While the spark plug is usually the first port of call in this situation, other factors such as having old or bad gas in your engine and having clogged carburetor, air, and fuel filters can also stop the lawn mower from working.
The sediment from an old gas can damage engine parts like these. If you haven’t cleaned out any of these parts before now, they can prevent your John Deere mower from starting. When cleaning or changing the parts, you should start by draining the old gas from the fuel tank and replacing it with fresh gas.
How to Start a John Deere Push Lawn Mower
To start a John Deere push lawn mower, here’s what you should do:
- Move it to an open, grassy area and get rid of small objects that can impede its movement.
- Check to ensure there’s enough gas and oil in the mower.

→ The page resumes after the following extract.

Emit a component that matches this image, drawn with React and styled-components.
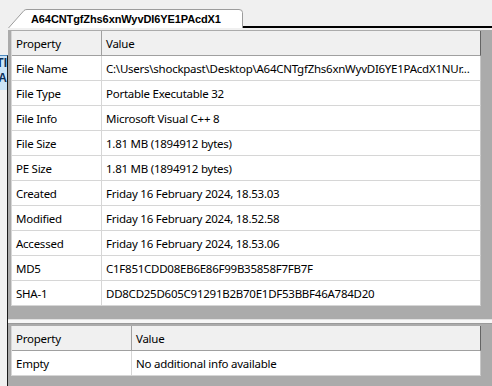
import React from 'react'
import styled, { createGlobalStyle } from 'styled-components'

const GlobalStyle = createGlobalStyle`
  html, body {
    margin: 0;
    padding: 0;
    background: #f0f0f0;
    overflow: hidden;
  }
  * { box-sizing: border-box; }
`

const rows = [
  ['File Name', 'C:\\Users\\shockpast\\Desktop\\A64CNTgfZhs6xnWyvDI6YE1PAcdX1NUr...'],
  ['File Type', 'Portable Executable 32'],
  ['File Info', 'Microsoft Visual C++ 8'],
  ['File Size', '1.81 MB (1894912 bytes)'],
  ['PE Size', '1.81 MB (1894912 bytes)'],
  ['Created', 'Friday 16 February 2024, 18.53.03'],
  ['Modified', 'Friday 16 February 2024, 18.52.58'],
  ['Accessed', 'Friday 16 February 2024, 18.53.06'],
  ['MD5', 'C1F851CDD08EB6E86F99B35858F7FB7F'],
  ['SHA-1', 'DD8CD25D605C91291B2B70E1DF53BBF46A784D20'],
]

const extra = [['Empty', 'No additional info available']]

export default function App() {
  return (
    <>
      <GlobalStyle />
      <Window>
        <LeftStrip>
          <StripSpacer />
          <HiddenPane>
            <HiddenLabel>
              <span>TI</span>
              <span>A</span>
            </HiddenLabel>
          </HiddenPane>
        </LeftStrip>
        <Main>
          <TabBar>
            <Tab>
              <TabShape viewBox="0 0 235 20" preserveAspectRatio="none">
                <path d="M0.5 20 L16 2.5 Q17 1.5 19 1.5 L231 1.5 Q234.5 1.5 234.5 4.5 L234.5 20" fill="#fff" stroke="#9c9c9c" />
              </TabShape>
              <TabText>A64CNTgfZhs6xnWyvDI6YE1PAcdX1</TabText>
            </Tab>
            <TabFill />
          </TabBar>
          <PageGap />
          <Panel $bottom={13}>
            <PropTable rows={rows} keyWidth={90} />
          </Panel>
          <Splitter />
          <Panel $top={2} $grow>
            <PropTable rows={extra} keyWidth={120} />
          </Panel>
        </Main>
      </Window>
    </>
  )
}

const PropTable = ({ rows, keyWidth }) => (
  <Grid $keyWidth={keyWidth}>
    <Cell $head>Property</Cell>
    <Cell $head $last>Value</Cell>
    {rows.map(([k, v]) => (
      <React.Fragment key={k}>
        <Cell>{k}</Cell>
        <Cell $last>{v}</Cell>
      </React.Fragment>
    ))}
  </Grid>
)

const Window = styled.div`
  display: flex;
  width: 492px;
  height: 386px;
  overflow: hidden;
  font-family: "Noto Sans", "Open Sans", sans-serif;
  font-size: 11.5px;
  letter-spacing: -0.25px;
  color: #000;
`

const LeftStrip = styled.div`
  width: 8px;
  display: flex;
  flex-direction: column;
`

const StripSpacer = styled.div`
  height: 55px;
`

const HiddenPane = styled.div`
  flex: 1;
  border-right: 1px solid #1a1a1a;
  border-top: 1px solid #4d8ac0;
  overflow: hidden;
  display: flex;
  flex-direction: column;
`

const HiddenLabel = styled.div`
  height: 34px;
  background: #cce4f7;
  display: flex;
  flex-direction: column;
  align-items: flex-end;
  font-family: "Liberation Sans", sans-serif;
  font-weight: bold;
  font-size: 12px;
  letter-spacing: 0;
  line-height: 15px;
  color: #0b2f5a;
  white-space: nowrap;
`

const Main = styled.div`
  flex: 1;
  display: flex;
  flex-direction: column;
  min-width: 0;
`

const TabBar = styled.div`
  display: flex;
  align-items: flex-end;
  height: 28px;
`

const Tab = styled.div`
  position: relative;
  width: 235px;
  height: 20px;
  display: flex;
  align-items: center;
  padding-left: 23px;
`

const TabShape = styled.svg`
  position: absolute;
  inset: 0;
  width: 100%;
  height: 100%;
`

const TabText = styled.span`
  position: relative;
  font-family: "Liberation Sans", Arial, sans-serif;
  font-weight: bold;
  font-size: 11px;
  letter-spacing: -0.1px;
  padding-top: 1px;
`

const TabFill = styled.div`
  flex: 1;
  height: 28px;
  border-bottom: 2px solid #000;
`

const PageGap = styled.div`
  height: 2px;
  background: #f0f0f0;
`

const Panel = styled.div`
  background: #ababab;
  padding: ${p => p.$top || 1}px 11px ${p => p.$bottom || 0}px 3px;
  flex: ${p => (p.$grow ? 1 : 'none')};
`

const Splitter = styled.div`
  height: 5px;
  background: #f7f7f7;
  border-top: 1px solid #e2e2e2;
  border-bottom: 1px solid #9a9a9a;
`

const Grid = styled.div`
  display: grid;
  grid-template-columns: ${p => p.$keyWidth}px 1fr;
  background: #fff;
  border-left: 1px solid #d6d6d6;
`

const Cell = styled.div`
  height: 25px;
  display: flex;
  align-items: center;
  padding: 0 4px;
  white-space: nowrap;
  overflow: hidden;
  background: ${p => (p.$head ? '#f0f0f0' : '#fff')};
  border-bottom: 1px solid ${p => (p.$head ? '#a0a0a0' : '#d6d6d6')};
  border-right: 1px solid ${p =>
    p.$head ? (p.$last ? '#646464' : '#a0a0a0') : p.$last ? '#c8c8c8' : '#d6d6d6'};
`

With 2-stroke engines, you’ll have to mix oil in the gas.
- Check the spark plug to be sure it is firmly attached and correctly capped with the rubber cover. If the mower is old or has not been in use for a while, you may have to change the spark plugs.

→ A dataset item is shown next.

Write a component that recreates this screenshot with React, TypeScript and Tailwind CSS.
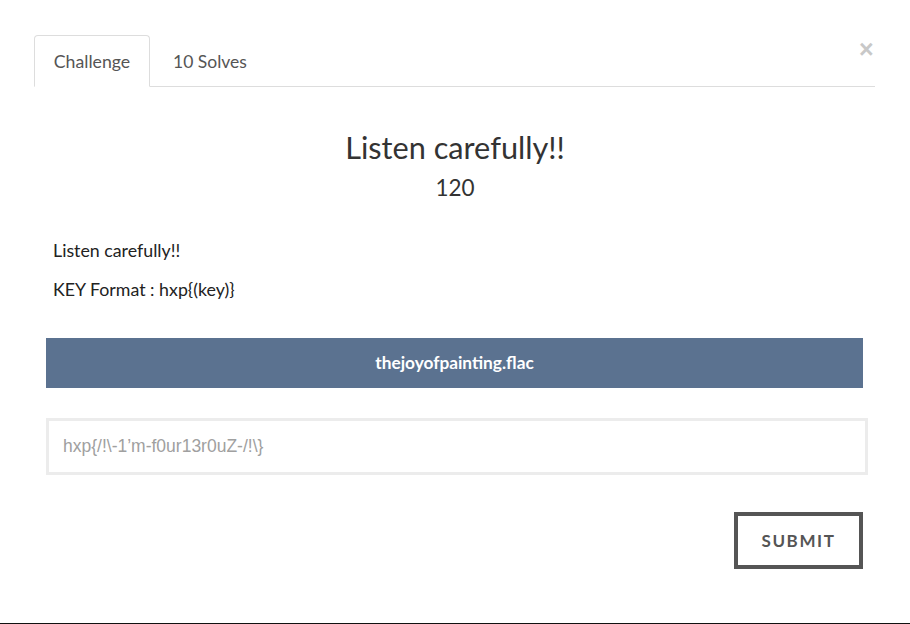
export default function App() {
  return (
    <div
      className="relative w-[910px] h-[624px] bg-white overflow-hidden border-b border-[#111]"
      style={{ fontFamily: "Lato, 'Noto Sans', sans-serif" }}
    >
      <button className="absolute left-[859px] top-[37px] text-[25px] leading-none font-bold text-[#c8c8c8]" style={{ fontFamily: "'Liberation Sans', Arial, sans-serif" }}>
        ×
      </button>
      <div className="pt-[35px] pl-[34px]">
        <div className="flex w-[841px] border-b border-[#dddddd]">
          <div className="w-[116px] h-[52px] -mb-px flex items-center justify-center pt-[2px] border border-[#dddddd] border-b-white rounded-t-[4px] bg-white text-[17.7px] text-[#555]">
            Challenge
          </div>
          <div className="h-[51px] flex items-center pt-[3px] pl-[23px] text-[17.5px] text-[#555]">
            10 Solves
          </div>
        </div>
      </div>
      <div className="flex flex-col items-center pt-[43px] text-[#333]">
        <h1 className="text-[30.7px] leading-[36px]">Listen carefully!!</h1>
        <div className="text-[22.5px] leading-[26px] mt-[9px]">120</div>
      </div>
      <div className="pl-[53px] pt-[37px] text-[17.8px] text-[#222]">
        <p className="leading-[24px]">Listen carefully!!</p>
        <p className="leading-[24px] mt-[15px]">KEY Format : hxp{"{(key)}"}</p>
      </div>
      <div className="ml-[46px] mt-[37px] w-[817px] h-[50px] bg-[#5b7290] flex items-center justify-center text-white font-bold text-[17.3px]">
        thejoyofpainting.flac
      </div>
      <div className="ml-[46px] mt-[30px] w-[822px] h-[57px] border-[3px] border-[#ececec] flex items-center pl-[14px]">
        <span className="text-[17.5px] text-[#a0a0a0]" style={{ fontFamily: "'Liberation Sans', Arial, sans-serif" }}>
          hxp{"{/!\\-1’m-f0ur13r0uZ-/!\\}"}
        </span>
      </div>
      <div className="flex justify-end w-[863px] mt-[37px]">
        <button className="w-[129px] h-[57px] border-[4px] border-[#555] text-[#555] font-bold text-[17px] tracking-[1.6px] flex items-center justify-center">
          SUBMIT
        </button>
      </div>
    </div>
  );
}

- Prime the carburetor by pushing the red or black button on the mower’s body three to four times to get some gasoline into its system. If you have a model that doesn’t have this system, you can skip it.
- Open the throttle by putting in a mid-to-high position to ensure the engine will keep running once you’ve started it.
- Set the choke to ensure a better fuel-air mixture in the engine and make it easier to start the engine.
- Pull the starter cord upward. You’ll need to do it firmly and quickly. With the choke turned on, you shouldn’t have to pull the cord more than three times. Once the engine comes on, you can return the choke to normal.
If your John Deere push mower doesn’t start after following this process, and you’re sure you have enough gas in the compartment, check the spark plug and try again.
How to Move a John Deere Lawn Mower
Moving a John Deer lawn mower is a straightforward process. Your focus should be on keeping the mower and all its parts intact during the move and also prevent any accidents. Here’s what you should do:
- Drain the gas and oil. These liquids are rightly treated as hazardous materials when moving property. Gas exposed to heat in the back of a moving van can cause a fire. Oil leaks can ruin everything else in the van as well.
- Clean the lawn mower properly. Get rid of all dirt and grass in the wheels and undercarriage of the lawn mower to ensure other items in the van don’t get dirty.
- Get rid of all blades and attachments. Apart from the fact that the blades can get damaged in transit, removing them also prevents the risk of an accidental cut. Wear thick gloves when removing the blades and make sure they are properly stored in a box.
- Disengage the spark plug. This is to ensure it doesn’t accidentally come on while it’s in transit. Even without gas, the residue in the carburetor can still be enough to get it working. The risk of this happening with lawn mowers that have a starter cord only is minimal, but it’s a good idea to avoid any risks.
- Move the mower and parts to the moving truck. You’ll need a ramp to move the lawn mower onto the truck. Some push mower models can be lifted without a ramp if you have some help, but don’t attempt to force the process as you’d risk bodily injuries and damage to the mower.
- Secure the mower. A moving blanket and some tape are enough to secure a push mower in the back of a van. For riding mowers, you’ll need to use tie-down straps to hold it in place.
If your John Deere mower doesn’t work, you could get it working again in no time with some but of troubleshooting. We have looked at some of the most common complaints above. If you are dealing with one of these problems, follow the solutions recommended to resolve the problem.
If you are unsure about completing the troubleshooting on your own, you can enlist the help of a technician who has experience working with John Deere mowers. They could charge up to $100 to resolve issues like clogged air or fuel filter, but it is a better option than risking more damage to the machine by going the DIY route.